More will be said about BLE later, but ultimately BLE suggests that there are limitations on the economic rationality of consumer borrowers that must be guarded against with regulation. The problem with BLE is that it conveniently ignores the well-developed ideas of traditional microeconomics without empirical evidence of the degree to which traditional economic theory needs adjustments to account for behavioral personal idiosyncrasies of individual consumer borrowers.
The special province of BLE involves credit card lending, an alleged special problem for consumers because of its ubiquity, easy availability, and immediacy. For BLE proponents, credit cards appear to be an entirely new area of lending in need of repair. It has become an area where they can argue that theoretical concepts based in psychology including "hyperbolic discounting," "mental accounting," "shrouding of fees," and "nudges" should translate into new regulatory spheres.

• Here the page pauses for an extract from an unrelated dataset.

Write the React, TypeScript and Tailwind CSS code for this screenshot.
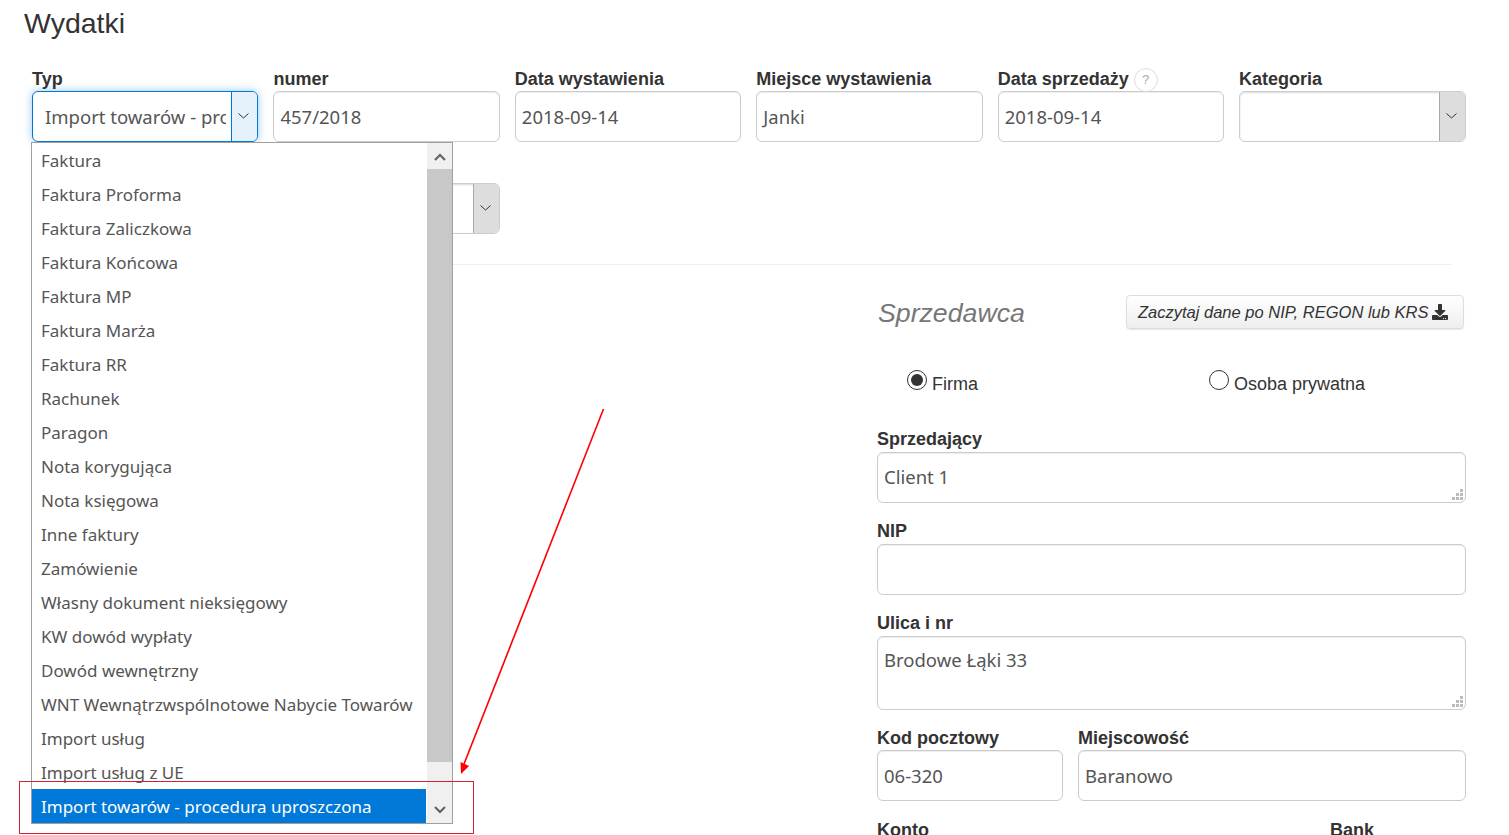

A more complete view of credit cards within consumer credit is that credit cards are an outgrowth of ongoing technological change of lending in a credit industry looking for ways to reduce costs. As empirical evidence suggests, they have mostly just replaced much of small ticket household financing formerly undertaken by local banks, finance companies, and retail stores and dealers, plus assuming an increasingly important role as payments devices that involve credit only statistically but not behaviorally. To be sure, some consumers may behave psychologically irrationally in their use of credit cards, but the important question is the extent and overall importance of such behaviors. BLE should provide better empirical evidence of frequency and quantity before recommending legal changes to a system used successfully by millions of patrons.
And so the ancient and medieval tradition of distaste for "immoral" use of personal credit continues into modern times. This does not mean, however, that old ideas should be replaced uncritically by newer sounding armchair empiricism that quickly translates into legal prescriptions. More thoughtfulness is in order.